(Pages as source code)
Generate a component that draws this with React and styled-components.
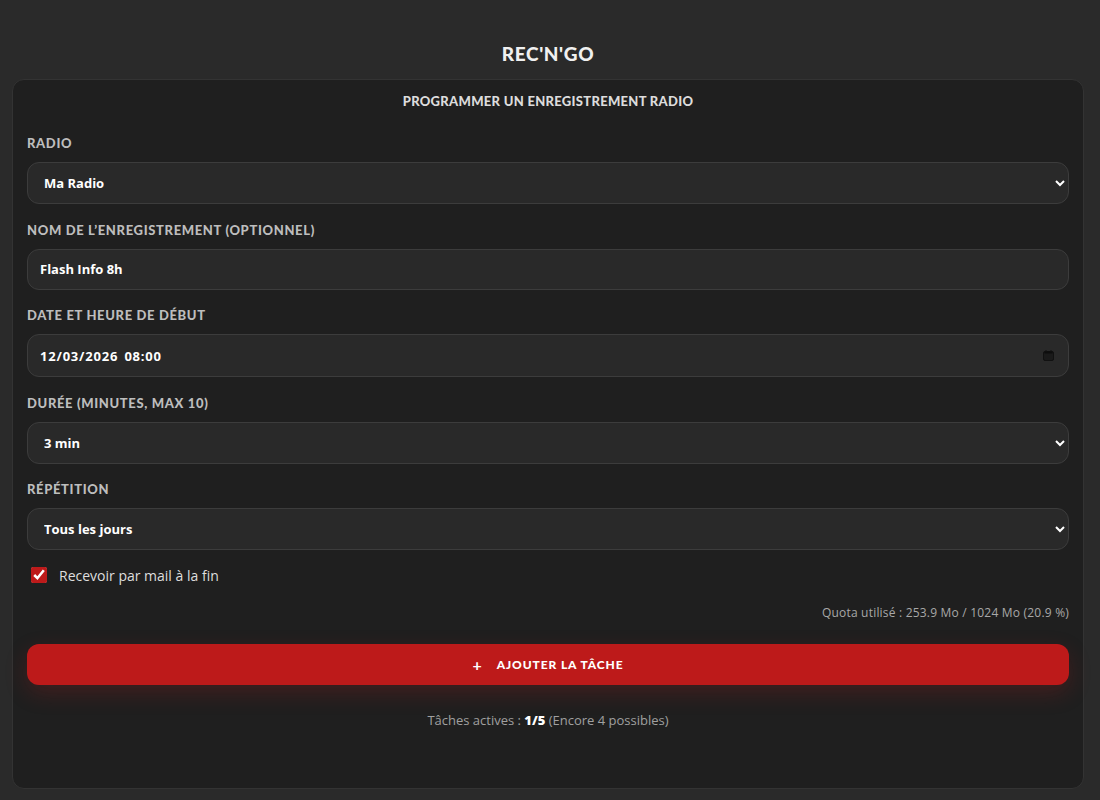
import React, { useState } from "react";
import styled, { createGlobalStyle } from "styled-components";

const GlobalStyle = createGlobalStyle`
  html, body {
    margin: 0;
    background: #2a2a2a;
    color: #eee;
    font-family: "Open Sans", "Liberation Sans", sans-serif;
  }
  * { box-sizing: border-box; }
`;

const Page = styled.div`
  min-height: 800px;
  padding: 41px 16px 10px 12px;
  display: flex;
  flex-direction: column;
  align-items: stretch;
`;

const Title = styled.h1`
  margin: 0 0 12px;
  text-align: center;
  font-family: "Lato", sans-serif;
  font-weight: 900;
  font-size: 19px;
  line-height: 26px;
  letter-spacing: 0.6px;
  color: #f0f0f0;
`;

const Card = styled.form`
  background: #1f1f1f;
  border: 1px solid #333;
  border-radius: 12px;
  padding: 12px 14px 59px;
  display: flex;
  flex-direction: column;
`;

const CardTitle = styled.h2`
  margin: 0 0 25px;
  text-align: center;
  font-family: "Lato", sans-serif;
  font-weight: 900;
  font-size: 13px;
  line-height: 18px;
  letter-spacing: 0.3px;
  color: #dcdcdc;
`;

const Field = styled.div`
  display: flex;
  flex-direction: column;
  gap: 11px;
  margin-bottom: 17.5px;
`;

const Label = styled.label`
  font-family: "Lato", sans-serif;
  font-weight: 900;
  font-size: 13px;
  line-height: 16px;
  letter-spacing: 0.65px;
  color: #bdbdbd;
  text-transform: uppercase;
`;

const controlBase = `
  width: 100%;
  height: 42px;
  background: #292929;
  border: 1px solid #3c3c3c;
  border-radius: 12px;
  color: #fff;
  font-family: "Open Sans", sans-serif;
  font-weight: 700;
  font-size: 13px;
  color-scheme: dark;
  outline: none;
`;

const Select = styled.select`
  ${controlBase}
  padding: 0 8px 0 12px;
`;

const TextInput = styled.input`
  ${controlBase}
  height: 41px;
  padding: 0 12px;
`;

const DateBox = styled.div`
  ${controlBase}
  height: 43px;
  display: flex;
  align-items: center;
  justify-content: space-between;
  padding: 0 14px 0 12px;
`;

const DateText = styled.span`
  letter-spacing: 0.8px;
  word-spacing: 2px;
`;

const CheckRow = styled.label`
  display: flex;
  align-items: center;
  gap: 12px;
  padding-left: 4px;
  margin-top: -2px;
  font-size: 14px;
  color: #dedede;
`;

const Check = styled.input`
  width: 16px;
  height: 16px;
  margin: 0;
  accent-color: #bd1a1a;
`;

const Quota = styled.div`
  margin-top: 19px;
  text-align: right;
  font-size: 12px;
  letter-spacing: 0.2px;
  color: #a8a8a8;
`;

const AddButton = styled.button`
  margin-top: 23px;
  height: 41px;
  border: none;
  border-radius: 12px;
  background: #bd1a1a;
  color: #fff;
  display: flex;
  align-items: center;
  justify-content: center;
  gap: 14px;
  font-family: "Lato", sans-serif;
  font-weight: 900;
  font-size: 12px;
  letter-spacing: 0.9px;
  box-shadow: 0 8px 22px rgba(189, 26, 26, 0.22);
  cursor: pointer;
`;

const Plus = styled.span`
  font-size: 16px;
  font-weight: 700;
`;

const Footer = styled.p`
  margin: 26px 0 0;
  text-align: center;
  font-size: 13px;
  color: #a0a0a0;

  b {
    color: #fff;
    font-weight: 800;
  }
`;

function CalendarIcon() {
  return (
    <svg width="11" height="11" viewBox="0 0 11 11">
      <rect x="0.5" y="1.5" width="10" height="9" rx="1.5" fill="#1a1a1a" stroke="#111" />
      <rect x="1.5" y="1.5" width="8" height="2" fill="#0d0d0d" />
      <rect x="2.5" y="0" width="1" height="2" fill="#111" />
      <rect x="7.5" y="0" width="1" height="2" fill="#111" />
    </svg>
  );
}

export default function App() {
  const [mail, setMail] = useState(true);
  const [name, setName] = useState("Flash Info 8h");

  return (
    <Page>
      <GlobalStyle />
      <Title>REC'N'GO</Title>
      <Card onSubmit={(e) => e.preventDefault()}>
        <CardTitle>PROGRAMMER UN ENREGISTREMENT RADIO</CardTitle>

        <Field>
          <Label>Radio</Label>
          <Select defaultValue="ma">
            <option value="ma">Ma Radio</option>
          </Select>
        </Field>

        <Field>
          <Label>Nom de l’enregistrement (optionnel)</Label>
          <TextInput value={name} onChange={(e) => setName(e.target.value)} />
        </Field>

        <Field>
          <Label>Date et heure de début</Label>
          <DateBox>
            <DateText>12/03/2026 08:00</DateText>
            <CalendarIcon />
          </DateBox>
        </Field>

        <Field>
          <Label>Durée (minutes, max 10)</Label>
          <Select defaultValue="3">
            <option value="3">3 min</option>
          </Select>
        </Field>

        <Field>
          <Label>Répétition</Label>
          <Select defaultValue="daily">
            <option value="daily">Tous les jours</option>
          </Select>
        </Field>

        <CheckRow>
          <Check type="checkbox" checked={mail} onChange={(e) => setMail(e.target.checked)} />
          Recevoir par mail à la fin
        </CheckRow>

        <Quota>Quota utilisé : 253.9 Mo / 1024 Mo (20.9 %)</Quota>

        <AddButton type="submit">
          <Plus>+</Plus>
          AJOUTER LA TÂCHE
        </AddButton>

        <Footer>
          Tâches actives : <b>1/5</b> (Encore 4 possibles)
        </Footer>
      </Card>
    </Page>
  );
}
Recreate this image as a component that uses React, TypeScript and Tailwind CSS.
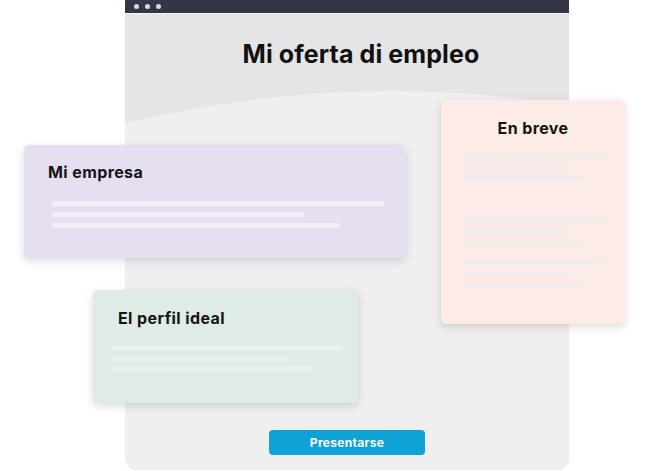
import React from "react";

const font = { fontFamily: "Inter, 'Noto Sans', sans-serif" };

function Lines({ items, color }: { items: { w: number; mt: number }[]; color: string }) {
  return (
    <div className="flex flex-col">
      {items.map((l, i) => (
        <div
          key={i}
          className={`h-[5px] blur-[0.6px] ${color}`}
          style={{ width: l.w, marginTop: l.mt }}
        />
      ))}
    </div>
  );
}

export default function App() {
  return (
    <div className="relative w-[650px] h-[471px] bg-white overflow-hidden" style={font}>
      {/* Browser window */}
      <div className="absolute left-[125px] top-0 w-[444px] h-[470px] flex flex-col rounded-b-[12px] overflow-hidden bg-[#efeff0]">
        <div className="h-[13px] bg-[#343646] flex items-center gap-[6px] pl-[9px] shrink-0">
          <span className="w-[5px] h-[5px] rounded-full bg-[#d9d9de]" />
          <span className="w-[5px] h-[5px] rounded-full bg-[#d9d9de]" />
          <span className="w-[5px] h-[5px] rounded-full bg-[#d9d9de]" />
        </div>
        <div className="h-px bg-[#f4f4f5] shrink-0" />
        <div className="relative flex-1 flex flex-col items-center">
          <svg className="absolute inset-0" width="444" height="456" viewBox="0 0 444 456">
            <rect width="444" height="456" fill="#e5e5e7" />
            <path d="M0 109 Q 230 55 444 92 L444 456 L0 456 Z" fill="#efeff0" />
          </svg>
          <h1 className="relative mt-[25px] pl-[28px] text-[25px] leading-[30px] font-bold text-[#111] tracking-[0.1px]">
            Mi oferta di empleo
          </h1>
          <div className="flex-1" />
          <button className="relative mb-[15px] w-[156px] h-[25px] rounded-[4px] bg-[#0fa3d5] text-white text-[12px] font-bold tracking-[0.3px] flex items-center justify-center">
            Presentarse
          </button>
        </div>
      </div>

      {/* Mi empresa card */}
      <div className="absolute left-[24px] top-[145px] w-[381px] h-[113px] rounded-[5px] bg-[#e6dff2] shadow-[0_3px_10px_rgba(0,0,0,0.14)] pl-[24px] pr-[20px] pt-[16px]">
        <div className="text-[16px] leading-[22px] font-bold text-[#151515] tracking-[0.4px]">Mi empresa</div>
        <div className="pl-[4px] mt-[18px]">
          <Lines
            color="bg-[#f3eff6]"
            items={[
              { w: 332, mt: 0 },
              { w: 252, mt: 6 },
              { w: 288, mt: 6 },
            ]}
          />
        </div>
      </div>

      {/* En breve card */}
      <div className="absolute left-[441px] top-[100px] w-[184px] h-[224px] rounded-[5px] bg-[#fdebe8] shadow-[0_3px_10px_rgba(0,0,0,0.14)] pt-[17px] pl-[22px]">
        <div className="pr-[22px] text-center text-[16px] leading-[22px] font-bold text-[#151515] tracking-[0.4px]">En breve</div>
        <div className="mt-[15px]">
          <Lines color="bg-[#f2ecec]" items={[{ w: 141, mt: 0 }, { w: 107, mt: 6 }, { w: 123, mt: 5 }]} />
        </div>
        <div className="mt-[37px]">
          <Lines color="bg-[#f2ecec]" items={[{ w: 141, mt: 0 }, { w: 107, mt: 8 }, { w: 123, mt: 6 }]} />
        </div>
        <div className="mt-[14px]">
          <Lines color="bg-[#f2ecec]" items={[{ w: 141, mt: 0 }, { w: 107, mt: 7 }, { w: 123, mt: 6 }]} />
        </div>
      </div>

      {/* El perfil ideal card */}
      <div className="absolute left-[93px] top-[290px] w-[265px] h-[113px] rounded-[5px] bg-[#e0ebe6] shadow-[0_3px_10px_rgba(0,0,0,0.14)] pl-[25px] pt-[17px]">
        <div className="text-[16px] leading-[22px] font-bold text-[#151515] tracking-[0.4px]">El perfil ideal</div>
        <div className="-ml-[6px] mt-[16px]">
          <Lines
            color="bg-[#eaf0ed]"
            items={[
              { w: 231, mt: 0 },
              { w: 176, mt: 6 },
              { w: 201, mt: 5 },
            ]}
          />
        </div>
      </div>
    </div>
  );
}
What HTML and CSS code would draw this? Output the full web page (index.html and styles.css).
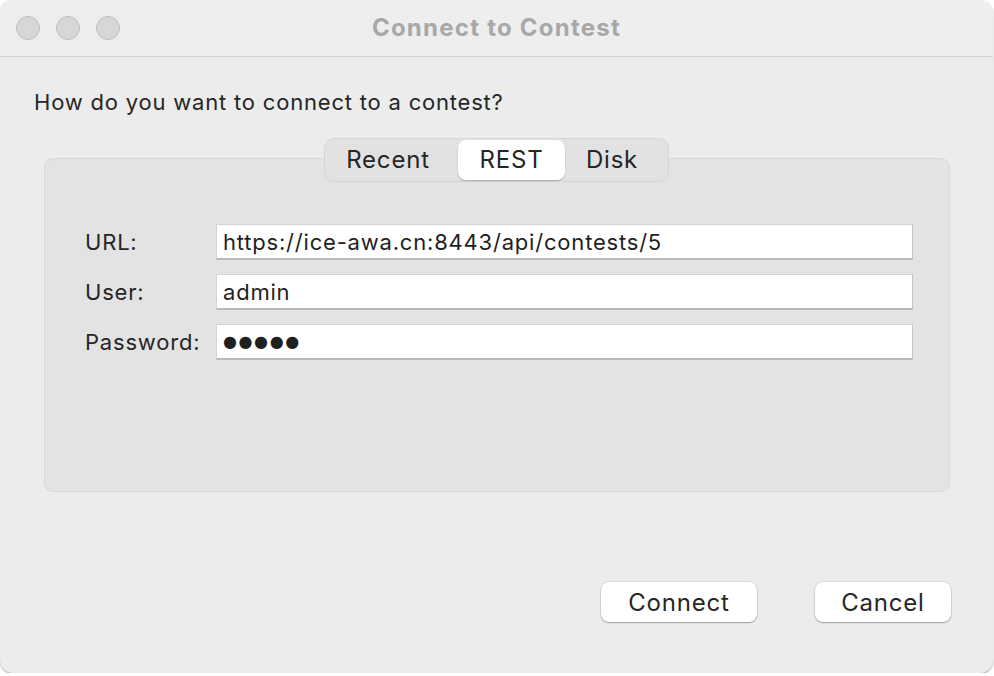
FILE: index.html
```html
<!DOCTYPE html>
<html>
<head>
<meta charset="utf-8">
<link rel="stylesheet" href="styles.css">
</head>
<body>
<div class="window">
  <div class="titlebar">
    <div class="lights">
      <span class="light"></span><span class="light"></span><span class="light"></span>
    </div>
    <div class="title">Connect to Contest</div>
    <div></div>
  </div>
  <div class="content">
    <p class="question">How do you want to connect to a contest?</p>
    <div class="tabs">
      <div class="segmented">
        <span class="seg recent">Recent</span>
        <span class="seg active">REST</span>
        <span class="seg disk">Disk</span>
      </div>
      <div class="tabbox">
        <div class="form">
          <label class="label">URL:</label>
          <div class="input">https://ice-awa.cn:8443/api/contests/5</div>
          <label class="label">User:</label>
          <div class="input">admin</div>
          <label class="label">Password:</label>
          <div class="input dots">●●●●●</div>
        </div>
      </div>
    </div>
    <div class="buttons">
      <button class="btn connect">Connect</button>
      <button class="btn cancel">Cancel</button>
    </div>
  </div>
</div>
</body>
</html>
```

FILE: styles.css
```css
* { box-sizing: border-box; }
html, body { margin: 0; padding: 0; background: #ffffff; }
body {
  font-family: Inter, "Noto Sans", "Liberation Sans", sans-serif;
  color: #262626;
}
.window {
  width: 993px;
  height: 673px;
  background: #ececec;
  border-radius: 13px;
  overflow: hidden;
  box-shadow: 0 1px 2px rgba(0,0,0,0.35);
  display: flex;
  flex-direction: column;
}
.titlebar {
  height: 57px;
  flex: none;
  display: grid;
  grid-template-columns: 1fr auto 1fr;
  align-items: center;
  background: #eeeeee;
  border-bottom: 1px solid #d3d3d3;
}
.lights {
  display: flex;
  gap: 16px;
  padding-left: 16px;
}
.light {
  width: 24px;
  height: 24px;
  border-radius: 50%;
  background: #d7d7d7;
  border: 1px solid #bdbdbd;
}
.title {
  font-size: 24px;
  font-weight: 700;
  color: #a8a8a8;
  letter-spacing: 1.25px;
  padding-bottom: 2px;
}
.content {
  flex: 1;
  padding: 0 44px 0 44px;
  display: flex;
  flex-direction: column;
}
.question {
  margin: 32px 0 0 -10px;
  font-size: 22px;
  line-height: 26px;
  letter-spacing: 0.8px;
}
.tabs {
  margin-top: 23px;
  display: flex;
  flex-direction: column;
  align-items: center;
}
.segmented {
  position: relative;
  z-index: 1;
  display: flex;
  align-items: center;
  height: 44px;
  padding: 0 9px 0 1px;
  margin-bottom: -24px;
  background: #e2e2e2;
  border: 1px solid #d6d6d6;
  border-radius: 10px;
}
.seg {
  font-size: 24px;
  letter-spacing: 0.8px;
  line-height: 40px;
  height: 40px;
  text-align: center;
  color: #262626;
}
.seg.recent { width: 124px; margin-right: 8px; }
.seg.disk { width: 94px; }
.seg.active {
  width: 107px;
  background: #ffffff;
  border-radius: 8px;
  box-shadow: 0 1px 1.5px rgba(0,0,0,0.25);
}
.tabbox {
  align-self: stretch;
  height: 334px;
  margin-right: -1px;
  background: #e3e3e3;
  border: 1px solid #d9d9d9;
  border-radius: 9px;
  padding: 65px 36px 0 40px;
}
.form {
  display: grid;
  grid-template-columns: 131px 1fr;
  row-gap: 14px;
  align-items: center;
}
.label {
  font-size: 22px;
  letter-spacing: 0.8px;
  color: #262626;
}
.input {
  height: 36px;
  background: #ffffff;
  font-size: 22px;
  letter-spacing: 0.8px;
  line-height: 34px;
  padding-left: 6px;
  border-top: 1px solid #d4d4d4;
  border-left: 1px solid #d4d4d4;
  border-right: 1px solid #c6c6c6;
  border-bottom: 2px solid #b9b9b9;
  color: #1f1f1f;
}
.input.dots {
  font-family: "DejaVu Sans", sans-serif;
  font-size: 16px;
  letter-spacing: 1.6px;
  padding-left: 6px;
}
.buttons {
  margin-top: 90px;
  display: flex;
  justify-content: flex-end;
  gap: 58px;
  margin-right: -2px;
}
.btn {
  font-family: inherit;
  font-size: 24px;
  letter-spacing: 0.8px;
  color: #262626;
  height: 40px;
  background: #ffffff;
  border: none;
  border-radius: 8px;
  box-shadow: 0 0 0 0.5px rgba(0,0,0,0.12), 0 1px 1.5px rgba(0,0,0,0.3);
  padding: 0;
}
.connect { width: 156px; }
.cancel { width: 136px; }
```
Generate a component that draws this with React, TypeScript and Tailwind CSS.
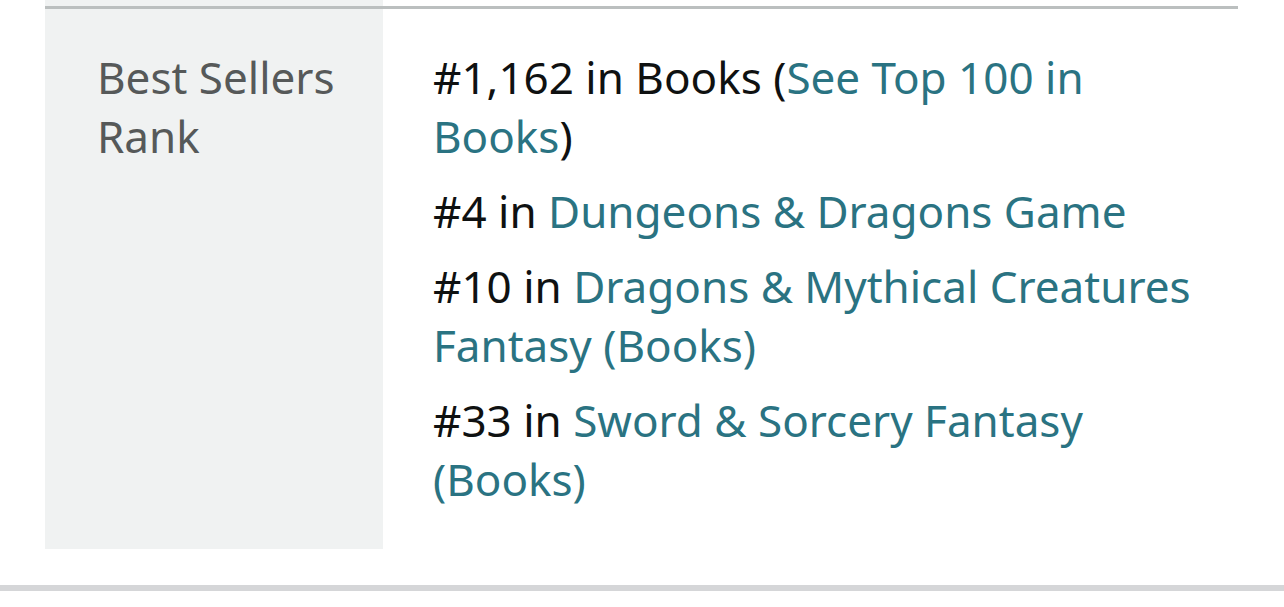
const ranks = [
  { rank: "#4", label: "Dungeons & Dragons Game" },
  { rank: "#10", label: "Dragons & Mythical Creatures Fantasy (Books)" },
  { rank: "#33", label: "Sword & Sorcery Fantasy (Books)" },
];

export default function App() {
  return (
    <main className="min-h-screen bg-white" style={{ fontFamily: "'Noto Sans', sans-serif" }}>
      <div className="px-[45px] pr-[46px]">
        <div className="flex border-t-[3px] border-[#bbbfbf] mt-[6px] relative">
          <div className="absolute left-0 -top-[9px] w-[338px] h-[6px] bg-[#f0f2f2]" />
          <div className="w-[338px] shrink-0 bg-[#f0f2f2] pl-[52px] pt-[39px] pb-[40px] text-[44px] leading-[59px] text-[#565959]">
            Best Sellers Rank
          </div>
          <div className="flex-1 pl-[50px] pr-[38px] pt-[39px] pb-[40px] text-[44px] leading-[59px] text-[#0f1111]">
            <div>
              #1,162 in Books (<a className="text-[#2a7382]">See Top 100 in Books</a>)
            </div>
            {ranks.map((r) => (
              <div key={r.rank} className="mt-[16px]">
                {r.rank} in <a className="text-[#2a7382]">{r.label}</a>
              </div>
            ))}
          </div>
        </div>
      </div>
      <div className="mt-[36px] h-[6px] bg-[#d5d6d8]" />
    </main>
  );
}
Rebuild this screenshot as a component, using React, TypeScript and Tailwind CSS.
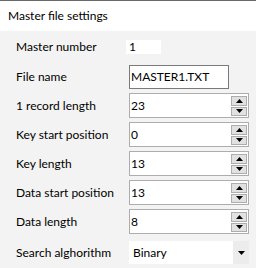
import React from 'react';

const spinRows = [
  { label: '1 record length', value: '23' },
  { label: 'Key start position', value: '0' },
  { label: 'Key length', value: '13' },
  { label: 'Data start position', value: '13' },
  { label: 'Data length', value: '8' },
];

function Arrow({ up }: { up?: boolean }) {
  return (
    <svg width="7" height="4" viewBox="0 0 7 4">
      <polygon points={up ? '3.5,0 7,4 0,4' : '0,0 7,0 3.5,4'} fill="#000" />
    </svg>
  );
}

function SpinBox({ value }: { value: string }) {
  return (
    <div className="w-[120px] h-[25px] bg-white border border-[#adadad] flex items-center justify-between pl-[1px] pr-[1px]">
      <span>{value}</span>
      <div className="flex flex-col gap-[1px]">
        <div className="w-[16px] h-[10px] bg-[#e1e1e1] border border-[#adadad] flex items-center justify-center">
          <Arrow up />
        </div>
        <div className="w-[16px] h-[9px] bg-[#e1e1e1] border border-[#adadad] flex items-center justify-center">
          <Arrow />
        </div>
      </div>
    </div>
  );
}

export default function App() {
  return (
    <div
      className="w-[256px] h-[268px] bg-[#f3f3f3] text-[12px] text-black overflow-hidden"
      style={{ fontFamily: 'Lato, "Noto Sans", sans-serif' }}
    >
      {/* Header */}
      <div className="border-t border-[#696969] bg-white h-[31px] flex items-center pl-[8px]">
        Master file settings
      </div>

      <div className="pl-[16px] pt-[9px] flex flex-col">
        <div className="flex items-center h-[14px]">
          <span className="w-[110px]">Master number</span>
          <div className="w-[35px] h-[14px] bg-white pl-[3px] flex items-center">1</div>
        </div>

        <div className="flex items-center mt-[11px]">
          <span className="w-[113px]">File name</span>
          <div className="w-[100px] h-[24px] bg-white border border-[#7a7a7a] flex items-center pl-[1px]">
            MASTER1.TXT
          </div>
        </div>

        <div className="flex flex-col gap-[4px] mt-[4px]">
          {spinRows.map((r) => (
            <div key={r.label} className="flex items-center">
              <span className="w-[113px]">{r.label}</span>
              <SpinBox value={r.value} />
            </div>
          ))}
        </div>

        <div className="flex items-center mt-[7px]">
          <span className="w-[113px]">Search alghorithm</span>
          <div className="w-[120px] h-[23px] bg-white flex items-center justify-between">
            <span className="pl-[4px]">Binary</span>
            <div className="w-[16px] h-[23px] bg-[#ececec] flex items-center justify-center">
              <Arrow />
            </div>
          </div>
        </div>
      </div>
    </div>
  );
}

* [Requirements]:
Which lines in the listing above hold the word "this"? Show each of them.

* [Result of the exercise]:
Generate a component that draws this with React and styled-components.
Recreate this image as a component that uses React, TypeScript and Tailwind CSS.
What HTML and CSS code would draw this? Output the full web page (index.html and styles.css).
Generate a component that draws this with React, TypeScript and Tailwind CSS.
Rebuild this screenshot as a component, using React, TypeScript and Tailwind CSS.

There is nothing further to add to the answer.